PRODUCTION METHOD OF OPTICAL FILM

Abstract

The present application relates to an optical film and a method for producing a polarizing plate. The present application can provide an optical film satisfying optical and mechanical durability required in a polarizing plate effectively and capable of forming a polarizing plate without causing bending when applied to a display device, and a method for producing a polarizing plate to which the optical film is applied.

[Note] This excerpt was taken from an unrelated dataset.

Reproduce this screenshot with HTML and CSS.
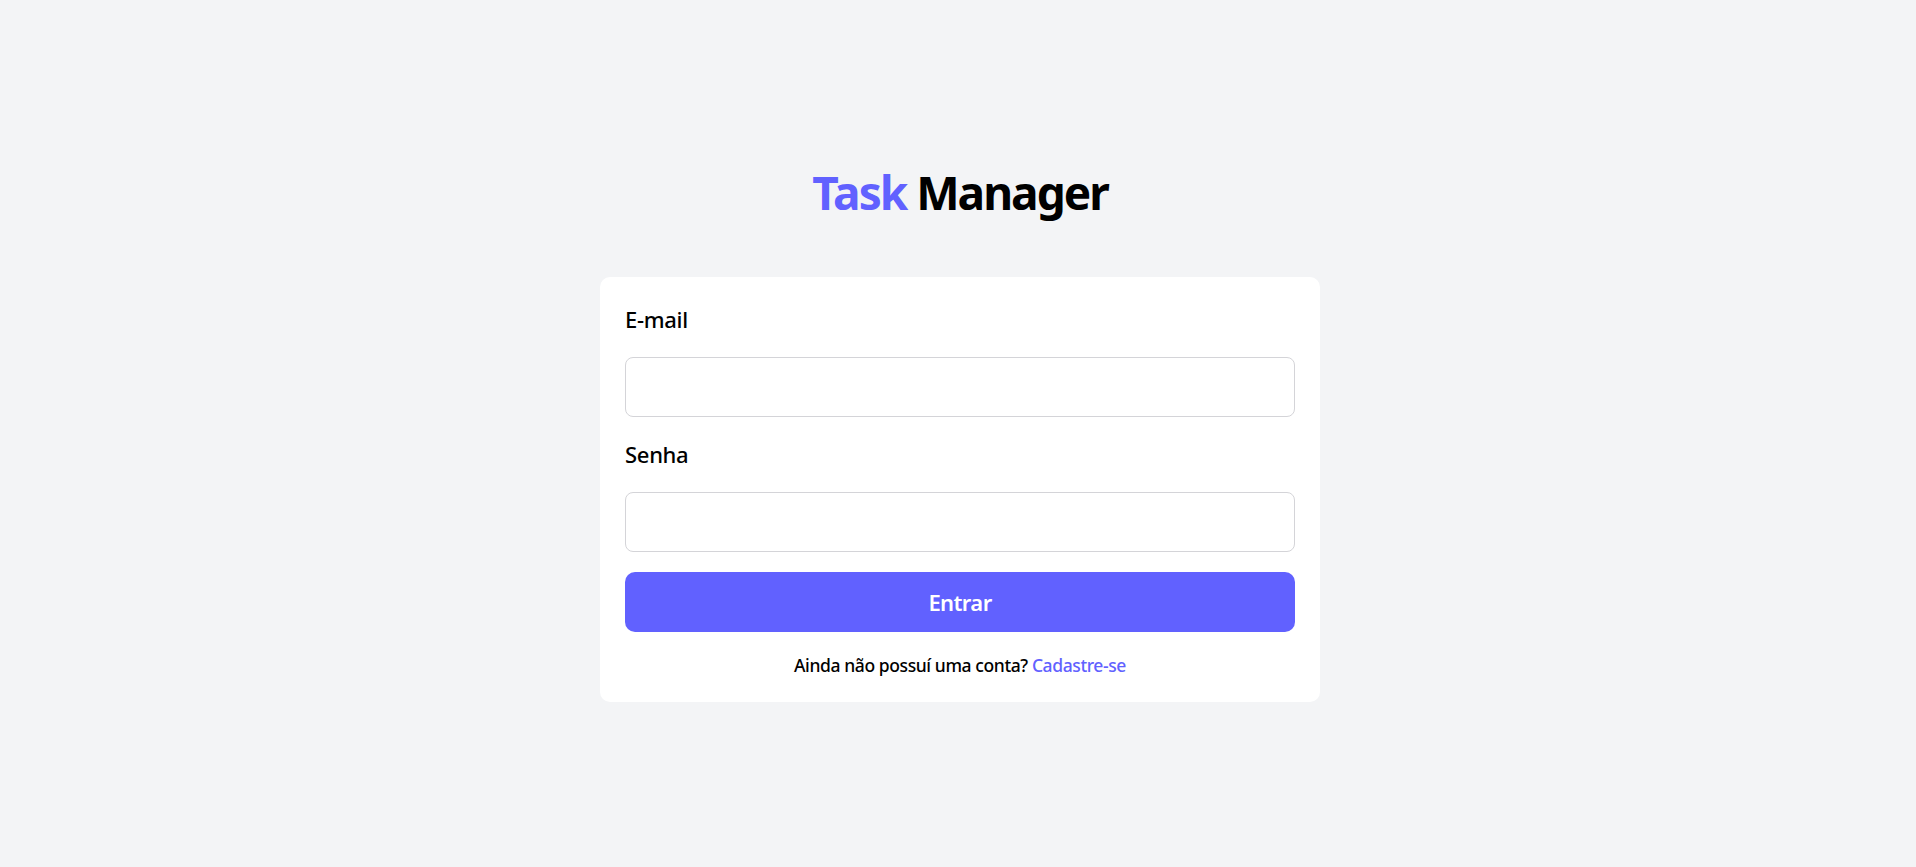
FILE: index.html
```html
<!DOCTYPE html>
<html lang="pt-BR">
<head>
<meta charset="utf-8">
<title>Task Manager</title>
<link rel="stylesheet" href="styles.css">
</head>
<body>
<main class="page">
  <h1 class="title"><span class="title-accent">Task</span> Manager</h1>
  <form class="card">
    <div class="field">
      <label class="label" for="email">E-mail</label>
      <input class="input" id="email" type="email">
    </div>
    <div class="field">
      <label class="label" for="senha">Senha</label>
      <input class="input" id="senha" type="password">
    </div>
    <button class="button" type="button">Entrar</button>
    <p class="footer">Ainda não possuí uma conta? <a class="link" href="#">Cadastre-se</a></p>
  </form>
</main>
</body>
</html>
```

FILE: styles.css
```css
* {
  box-sizing: border-box;
}

html, body {
  margin: 0;
  padding: 0;
}

body {
  background: #f3f4f6;
  font-family: "Noto Sans", "Open Sans", sans-serif;
  color: #000;
}

.page {
  display: flex;
  flex-direction: column;
  align-items: center;
  padding-top: 164px;
  padding-left: 4px;
  min-height: 100vh;
}

.title {
  margin: 0;
  font-size: 46px;
  line-height: 56px;
  font-weight: 700;
  letter-spacing: -2px;
  color: #000;
}

.title-accent {
  color: #6161ff;
}

.card {
  margin-top: 57px;
  width: 720px;
  background: #fff;
  border-radius: 10px;
  padding: 25px;
  display: flex;
  flex-direction: column;
  gap: 20px;
}

.field {
  display: flex;
  flex-direction: column;
  gap: 21px;
}

.label {
  font-size: 22px;
  line-height: 34px;
  font-weight: 500;
  letter-spacing: -0.3px;
}

.input {
  height: 60px;
  border: 1px solid #d4d4d8;
  border-radius: 8px;
  background: #fff;
  font: inherit;
  font-size: 18px;
  padding: 0 16px;
  outline: none;
}

.button {
  height: 60px;
  border: none;
  border-radius: 10px;
  background: #6161ff;
  color: #fff;
  font-family: inherit;
  font-size: 22px;
  font-weight: 600;
  letter-spacing: -0.6px;
  cursor: pointer;
}

.footer {
  margin: 1px 0 0;
  text-align: center;
  font-size: 17.5px;
  line-height: 24px;
  font-weight: 500;
  letter-spacing: -0.4px;
}

.link {
  color: #6161ff;
  text-decoration: none;
}
```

The present application can provide an optical film capable of realizing the required optical and mechanical durability without causing bending even in a polarizing plate applied to a thin display device and/or a thin polarizing plate, and a method for producing a polarizing plate to which the optical film is applied.

Claims

1. A method for producing an optical film, comprising: subjecting a polymer film, on a surface of which an optical layer is formed, to a heat-treatment.

2. The method for producing an optical film according to claim 1, wherein the optical layer comprises a hard-coating layer, an antireflection layer, an antiglare layer or an antistatic layer.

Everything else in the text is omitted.